Problem details -> Go through the records and extract every line with the word "screenshot".

(Interface markup and scripts)
----------------
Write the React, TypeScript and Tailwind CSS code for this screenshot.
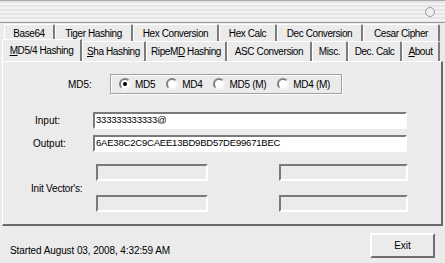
import React from 'react';

const topTabs = [
  { label: 'Base64', w: 'w-[51px]' },
  { label: 'Tiger Hashing', w: 'w-[78px]' },
  { label: 'Hex Conversion', w: 'w-[86px]' },
  { label: 'Hex Calc', w: 'w-[58px]' },
  { label: 'Dec Conversion', w: 'w-[86px]' },
  { label: 'Cesar Cipher', w: 'w-[77px]' },
];

const lowerTabs = [
  { label: 'Sha Hashing', u: 'S', w: 'w-[64px]' },
  { label: 'RipeMD Hashing', u: 'D', w: 'w-[81px]' },
  { label: 'ASC Conversion', w: 'w-[85px]' },
  { label: 'Misc.', w: 'w-[36px]' },
  { label: 'Dec. Calc', w: 'w-[54px]' },
  { label: 'About', u: 'A', w: 'w-[38px]' },
];

function Tab({ label, w, u }: { label: string; w: string; u?: string }) {
  // underline one mnemonic letter like the win32 tab control does
  let content: React.ReactNode = label;
  if (u) {
    const i = label.indexOf(u);
    content = (
      <>
        {label.slice(0, i)}
        <span className="underline">{label[i]}</span>
        {label.slice(i + 1)}
      </>
    );
  }
  return (
    <div
      className={`${w} h-full flex items-center justify-center border-l border-t border-white border-r-2 border-r-[#7c7c7c] rounded-tl-[2px] rounded-tr-[2px] whitespace-pre tracking-[-0.4px]`}
    >
      <span>{content}</span>
    </div>
  );
}

function Radio({ label, checked }: { label: string; checked?: boolean }) {
  return (
    <div className="flex items-center gap-[4px]">
      <div className="w-[12px] h-[12px] rounded-full border-2 border-t-[#808080] border-l-[#808080] border-b-[#f4f4f4] border-r-[#f4f4f4] bg-white flex items-center justify-center">
        {checked && <div className="w-[4px] h-[4px] rounded-full bg-black" />}
      </div>
      <span className="tracking-[-0.3px]">{label}</span>
    </div>
  );
}

function SunkenBox({ w, value, disabled }: { w: string; value?: string; disabled?: boolean }) {
  return (
    <div
      className={`${w} h-[17px] border-2 border-t-[#7a7a7a] border-l-[#7a7a7a] border-b-white border-r-white flex items-center pl-[1px] text-[9.5px] tracking-[-0.2px] ${
        disabled ? 'bg-[#ebebeb]' : 'bg-white'
      }`}
    >
      {value}
    </div>
  );
}

export default function App() {
  return (
    <div className="w-[445px] h-[263px] bg-[#ebebeb] text-[10px] text-black overflow-hidden font-['Liberation_Sans',Arial,sans-serif]">
      {/* title strip */}
      <div className="h-[23px] border-t border-t-[#a8a8a8] border-b border-b-[#9a9a9a] bg-[repeating-linear-gradient(180deg,#e6e6e6_0px,#e6e6e6_2px,#f3f3f3_2px,#f3f3f3_4px)] flex justify-end items-center pr-[10px]">
        <div className="w-[10px] h-[10px] rounded-full border border-[#9a9a9a] bg-[#f0f0f0]" />
      </div>

      {/* tab row 1 */}
      <div className="h-[17px] mt-[1px] flex pl-[4px]">
        {topTabs.map((t) => (
          <Tab key={t.label} label={t.label} w={t.w} />
        ))}
      </div>

      {/* tab row 2 */}
      <div className="h-[20px] flex pl-[2px]">
        <div className="w-[80px] h-[22px] -mt-[2px] flex items-center justify-center border-l border-t border-white border-r-2 border-r-[#7c7c7c] bg-[#ebebeb] relative z-10 tracking-[-0.4px] whitespace-pre">
          <span>
            <span className="underline">M</span>D5/4 Hashing
          </span>
        </div>
        {lowerTabs.map((t) => (
          <Tab key={t.label} label={t.label} w={t.w} u={t.u} />
        ))}
      </div>

      {/* panel */}
      <div className="ml-[2px] w-[441px] h-[165px] border-l border-t border-white border-r-2 border-r-[#6a6a6a] border-b-2 border-b-[#6a6a6a] pt-[12px]">
        <div className="flex items-center h-[20px]">
          <span className="ml-[65px] w-[42px]">MD5:</span>
          <div className="w-[232px] h-[20px] border border-[#a0a0a0] shadow-[inset_1px_1px_0_#fff,1px_1px_0_#fff] flex items-center pl-[8px] gap-[11px]">
            <Radio label="MD5" checked />
            <Radio label="MD4" />
            <Radio label="MD5 (M)" />
            <Radio label="MD4 (M)" />
          </div>
        </div>

        <div className="flex items-center mt-[18px]">
          <span className="ml-[32px] w-[58px]">Input:</span>
          <SunkenBox w="w-[314px]" value="333333333333@" />
        </div>

        <div className="flex items-center mt-[6px]">
          <span className="ml-[30px] w-[60px]">Output:</span>
          <SunkenBox w="w-[314px]" value="6AE38C2C9CAEE13BD9BD57DE99671BEC" />
        </div>

        <div className="flex items-center mt-[12px]">
          <span className="ml-[28px] w-[65px] tracking-[-0.2px]">Init Vector's:</span>
          <div className="flex flex-col gap-[14px]">
            <div className="flex gap-[71px]">
              <SunkenBox w="w-[112px]" disabled />
              <SunkenBox w="w-[129px]" disabled />
            </div>
            <div className="flex gap-[71px]">
              <SunkenBox w="w-[112px]" disabled />
              <SunkenBox w="w-[129px]" disabled />
            </div>
          </div>
        </div>
      </div>

      {/* status bar */}
      <div className="flex items-start justify-between">
        <span className="ml-[10px] mt-[17px] tracking-[-0.1px]">Started August 03, 2008, 4:32:59 AM</span>
        <button className="mr-[10px] mt-[7px] w-[65px] h-[25px] border-2 border-t-white border-l-white border-b-[#6e6e6e] border-r-[#6e6e6e] bg-[#ebebeb] flex items-center justify-center">
          Exit
        </button>
      </div>
    </div>
  );
}
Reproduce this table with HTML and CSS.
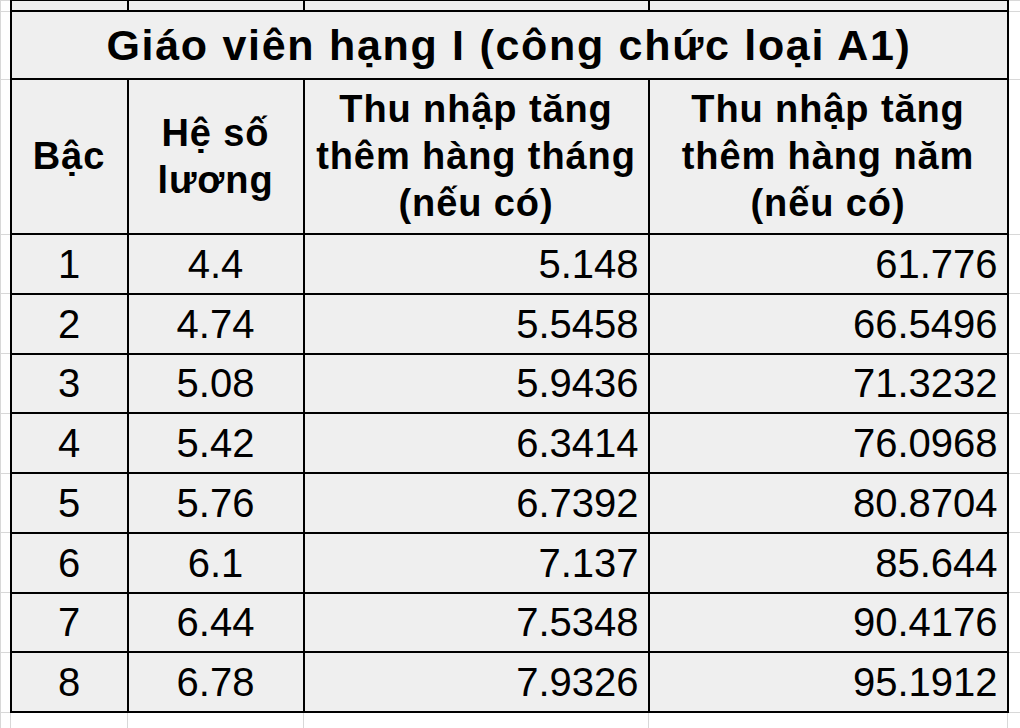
FILE: index.html
```html
<!DOCTYPE html>
<html lang="vi">
<head>
<meta charset="utf-8">
<title>Giáo viên hạng I</title>
<link rel="stylesheet" href="styles.css">
</head>
<body>
<table class="sheet">
  <colgroup>
    <col class="c0"><col class="c1"><col class="c2"><col class="c3"><col class="c4"><col class="c5">
  </colgroup>
  <tr class="r-top">
    <td class="out"></td><td class="in"></td><td class="in"></td><td class="in"></td><td class="in"></td><td class="out"></td>
  </tr>
  <tr class="r-title">
    <td class="out"></td>
    <td class="in title" colspan="4">Giáo viên hạng I (công chức loại A1)</td>
    <td class="out"></td>
  </tr>
  <tr class="r-head">
    <td class="out"></td>
    <td class="in head">Bậc</td>
    <td class="in head">Hệ số<br>lương</td>
    <td class="in head">Thu nhập tăng<br>thêm hàng tháng<br>(nếu có)</td>
    <td class="in head">Thu nhập tăng<br>thêm hàng năm<br>(nếu có)</td>
    <td class="out"></td>
  </tr>
  <tr class="r-data"><td class="out"></td><td class="in ctr">1</td><td class="in ctr">4.4</td><td class="in num">5.148</td><td class="in num">61.776</td><td class="out"></td></tr>
  <tr class="r-data"><td class="out"></td><td class="in ctr">2</td><td class="in ctr">4.74</td><td class="in num">5.5458</td><td class="in num">66.5496</td><td class="out"></td></tr>
  <tr class="r-data"><td class="out"></td><td class="in ctr">3</td><td class="in ctr">5.08</td><td class="in num">5.9436</td><td class="in num">71.3232</td><td class="out"></td></tr>
  <tr class="r-data"><td class="out"></td><td class="in ctr">4</td><td class="in ctr">5.42</td><td class="in num">6.3414</td><td class="in num">76.0968</td><td class="out"></td></tr>
  <tr class="r-data"><td class="out"></td><td class="in ctr">5</td><td class="in ctr">5.76</td><td class="in num">6.7392</td><td class="in num">80.8704</td><td class="out"></td></tr>
  <tr class="r-data"><td class="out"></td><td class="in ctr">6</td><td class="in ctr">6.1</td><td class="in num">7.137</td><td class="in num">85.644</td><td class="out"></td></tr>
  <tr class="r-data"><td class="out"></td><td class="in ctr">7</td><td class="in ctr">6.44</td><td class="in num">7.5348</td><td class="in num">90.4176</td><td class="out"></td></tr>
  <tr class="r-data"><td class="out"></td><td class="in ctr">8</td><td class="in ctr">6.78</td><td class="in num">7.9326</td><td class="in num">95.1912</td><td class="out"></td></tr>
  <tr class="r-bottom">
    <td class="out"></td><td class="out"></td><td class="out"></td><td class="out"></td><td class="out"></td><td class="out"></td>
  </tr>
</table>
</body>
</html>
```
FILE: styles.css
```css
html, body {
  margin: 0;
  padding: 0;
  background: #ffffff;
  overflow: hidden;
}

.sheet {
  border-collapse: collapse;
  table-layout: fixed;
  width: 1020px;
  margin-top: -1px;
  font-family: "Liberation Sans", Arial, sans-serif;
  color: #000000;
}

.c0 { width: 10px; }
.c1 { width: 117px; }
.c2 { width: 176px; }
.c3 { width: 345px; }
.c4 { width: 359px; }
.c5 { width: 13px; }

.sheet td {
  padding: 0;
  border: 1px solid #d8d8d8;
  background: #ffffff;
  overflow: hidden;
  white-space: nowrap;
}

.sheet td.in {
  border: 2px solid #000000;
  background: #efefef;
}

.r-top { height: 11px; }
.r-title { height: 68px; }
.r-head { height: 155px; }
.r-data { height: 59.75px; }
.r-bottom { height: 30px; }

.title {
  text-align: center;
  font-weight: bold;
  font-size: 43px;
  letter-spacing: 1.7px;
  line-height: 48px;
}

.head {
  text-align: center;
  font-weight: bold;
  font-size: 38px;
  letter-spacing: 0.9px;
  line-height: 47px;
}

.ctr {
  text-align: center;
  font-size: 40px;
  line-height: 44px;
}

.num {
  text-align: right;
  padding-right: 9px !important;
  font-size: 40px;
  line-height: 44px;
}
```
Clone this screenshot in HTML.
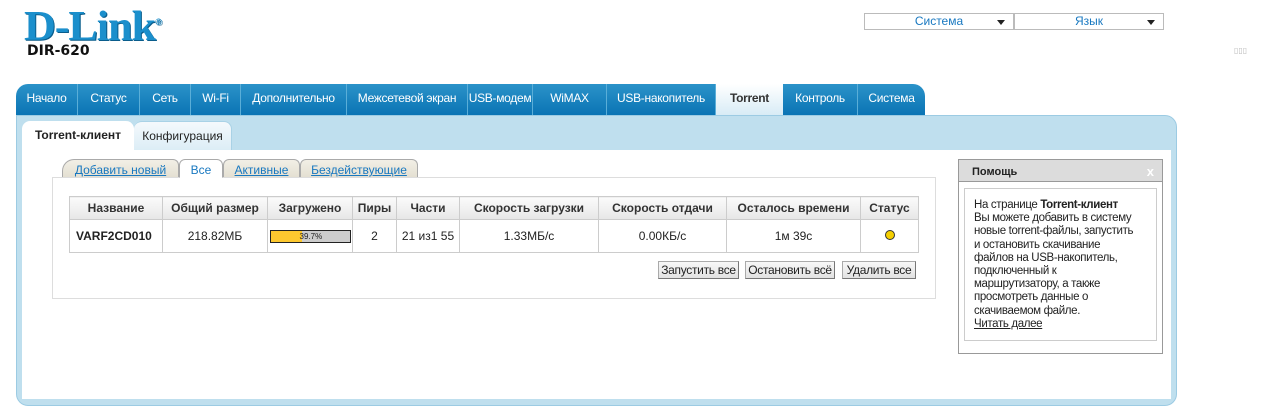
<!DOCTYPE html>
<html><head><meta charset="utf-8"><style>
*{box-sizing:border-box;margin:0;padding:0}
body{width:1261px;height:418px;background:#fff;font-family:"Liberation Sans","DejaVu Sans",sans-serif;font-size:12px;color:#222;position:relative;overflow:hidden}
.abs{position:absolute}
.logo{left:24px;top:3px;font-family:"Liberation Serif",serif;font-weight:bold;font-size:42px;color:#1b8fcc;letter-spacing:-1px;text-shadow:1px 1px 0 #0a5d8c;transform:scaleX(1.05);transform-origin:left}
.model{left:27px;top:43px;font-weight:bold;font-size:14px;color:#111;font-family:"DejaVu Sans",sans-serif}
.dd{top:13px;height:17px;border:1px solid #bbb;color:#1878c0;font-size:12px;text-align:center;line-height:15px}
.dd:after{content:"";position:absolute;right:8px;top:6px;border:4px solid transparent;border-top:5px solid #222;border-bottom:0}
.nav{left:16px;top:84px;width:909px;height:31px;background:linear-gradient(#2b93c9,#0a74b4);border-radius:12px 12px 0 0;display:flex}
.nav div{color:#fff;font-size:12px;line-height:29px;text-align:center;border-right:1px solid #5aaed8;height:31px;white-space:nowrap;overflow:hidden;letter-spacing:-0.3px}
.nav .act{background:linear-gradient(#fff,#d8ecf6);color:#333;font-weight:bold;border-right:none}
.panel{left:16px;top:115px;width:1161px;height:291px;background:#bfdfee;border:1px solid #9ccbe3;border-radius:0 12px 12px 12px}
.inner{left:22px;top:150px;width:1149px;height:249px;background:#fff}
.st{top:121px;height:29px;line-height:28px;font-size:12px;text-align:center;border-radius:8px 8px 0 0}
.itab{top:159px;height:18px;line-height:20px;font-size:12px;text-align:center;color:#1878c0;text-decoration:underline;background:linear-gradient(#f2efe6,#e4e0d2);border:1px solid #aaa;border-bottom:none;border-radius:6px 6px 0 0}
.box{left:52px;top:177px;width:884px;height:122px;border:1px solid #ddd}
table{position:absolute;left:69px;top:196px;border-collapse:collapse;width:850px}
td,th{border:1px solid #ccc;text-align:center;font-size:12px}
th{height:23px;background:linear-gradient(#fbfbfb,#e6e6e6);font-weight:bold;color:#333}
td{height:33px}
.btn{top:261px;height:18px;line-height:16px;font-size:12px;background:linear-gradient(#f8f8f8,#e2e2e2);border:1px solid #aaa;border-right-color:#777;border-bottom-color:#777;text-align:center;letter-spacing:-0.3px;white-space:nowrap}
.help{left:958px;top:159px;width:205px;height:195px;border:1px solid #999;background:#fff}
.hh{height:22px;background:#dcdcdc;border-bottom:1px solid #999;font-weight:bold;font-size:11px;line-height:24px;padding-left:13px}
.hb{position:absolute;left:5px;top:28px;width:193px;height:153px;border:1px solid #ccc;padding:10px 6px 10px 9px;font-size:11.5px;line-height:13.2px;letter-spacing:-0.35px}
</style></head><body>
<div class="abs logo">D-Link<sup style="font-size:9px">®</sup></div>
<div class="abs model">DIR-620</div>
<div class="abs dd" style="left:864px;width:150px">Система</div>
<div class="abs dd" style="left:1014px;width:150px">Язык</div>
<div class="abs" style="left:1234px;top:46px;font-size:8px;color:#bbb">▯▯▯</div>
<div class="abs nav">
<div style="width:62px">Начало</div><div style="width:62px">Статус</div><div style="width:51px">Сеть</div><div style="width:50px">Wi-Fi</div><div style="width:106px">Дополнительно</div><div style="width:121px">Межсетевой экран</div><div style="width:65px">USB&#8209;модем</div><div style="width:74px">WiMAX</div><div style="width:109px">USB-накопитель</div><div class="act" style="width:67px">Torrent</div><div style="width:75px">Контроль</div><div style="width:67px;border:none">Система</div>
</div>
<div class="abs panel"></div>
<div class="abs inner"></div>
<div class="abs st" style="left:22px;width:112px;background:#fff;font-weight:bold">Torrent-клиент</div>
<div class="abs st" style="left:134px;width:98px;background:linear-gradient(#f4f9fc,#dcedf6);border:1px solid #a9d2e6;border-bottom:none;border-left:none">Конфигурация</div>
<div class="abs box"></div>
<div class="abs itab" style="left:62px;width:117px;border-radius:12px 6px 0 0">Добавить новый</div>
<div class="abs itab" style="left:179px;width:44px;background:#fff;text-decoration:none;border-bottom:1px solid #fff;height:19px">Все</div>
<div class="abs itab" style="left:223px;width:77px">Активные</div>
<div class="abs itab" style="left:300px;width:118px">Бездействующие</div>
<table>
<tr><th style="width:93px">Название</th><th style="width:105px">Общий размер</th><th style="width:85px">Загружено</th><th style="width:44px">Пиры</th><th style="width:63px">Части</th><th style="width:139px">Скорость загрузки</th><th style="width:128px">Скорость отдачи</th><th style="width:134px">Осталось времени</th><th>Статус</th></tr>
<tr><td style="font-weight:bold;text-align:left;padding-left:6px">VARF2CD010</td><td>218.82МБ</td><td><div style="margin:0 auto;width:81px;height:13px;border:1px solid #222;background:#ccc;position:relative"><div style="width:31px;height:11px;background:#fdc82f"></div><span style="position:absolute;left:29px;top:0;font-size:8px;line-height:11px">39.7%</span></div></td><td>2</td><td>21 из1 55</td><td>1.33МБ/с</td><td>0.00КБ/с</td><td>1м 39с</td><td><span style="display:inline-block;width:10px;height:10px;border-radius:50%;background:#f5cf00;border:1px solid #333"></span></td></tr>
</table>
<div class="abs btn" style="left:658px;width:81px">Запустить все</div>
<div class="abs btn" style="left:745px;width:90px">Остановить всё</div>
<div class="abs btn" style="left:842px;width:74px">Удалить все</div>
<div class="abs help"><div class="hh">Помощь<span style="float:right;margin-right:8px;color:#fff;font-size:13px">x</span></div>
<div class="hb">На странице <b>Torrent-клиент</b><br>Вы можете добавить в систему<br>новые torrent-файлы, запустить<br>и остановить скачивание<br>файлов на USB-накопитель,<br>подключенный к<br>маршрутизатору, а также<br>просмотреть данные о<br>скачиваемом файле.<br><u>Читать далее</u></div></div>
</body></html>
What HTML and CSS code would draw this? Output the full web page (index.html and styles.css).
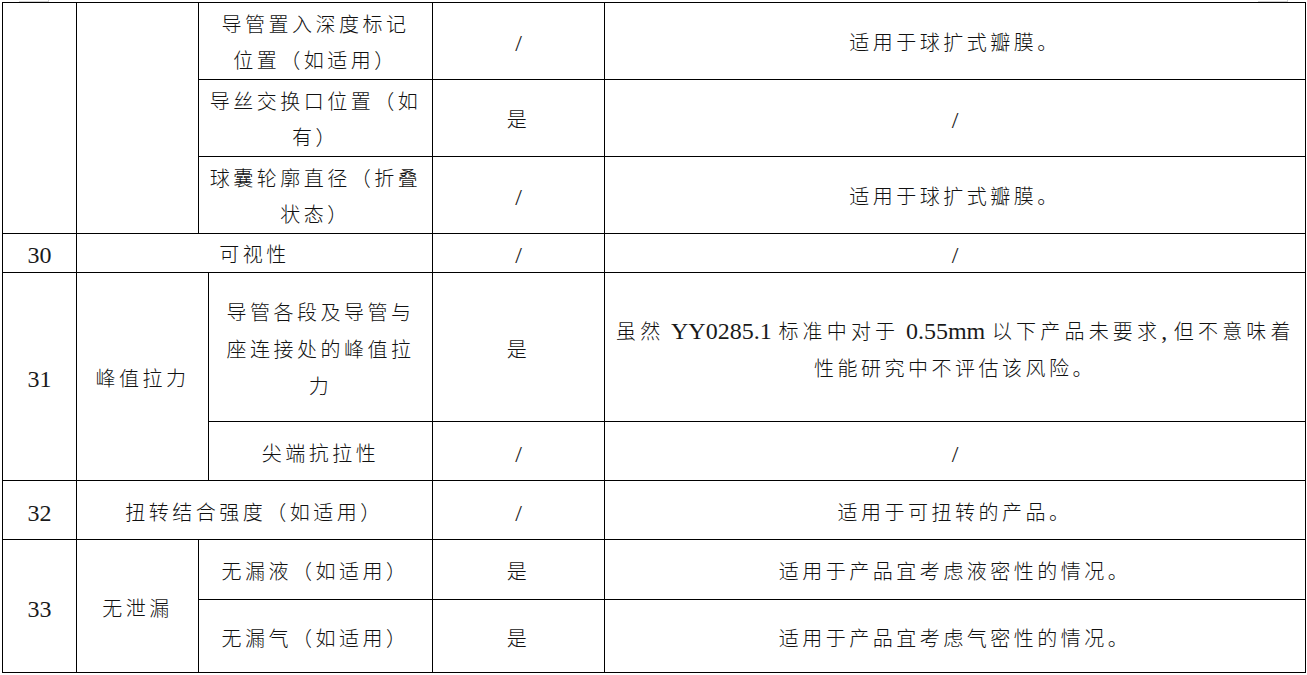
----------------
The answer ->
Write the React, TypeScript and Tailwind CSS code for this screenshot.
Clone this screenshot in HTML.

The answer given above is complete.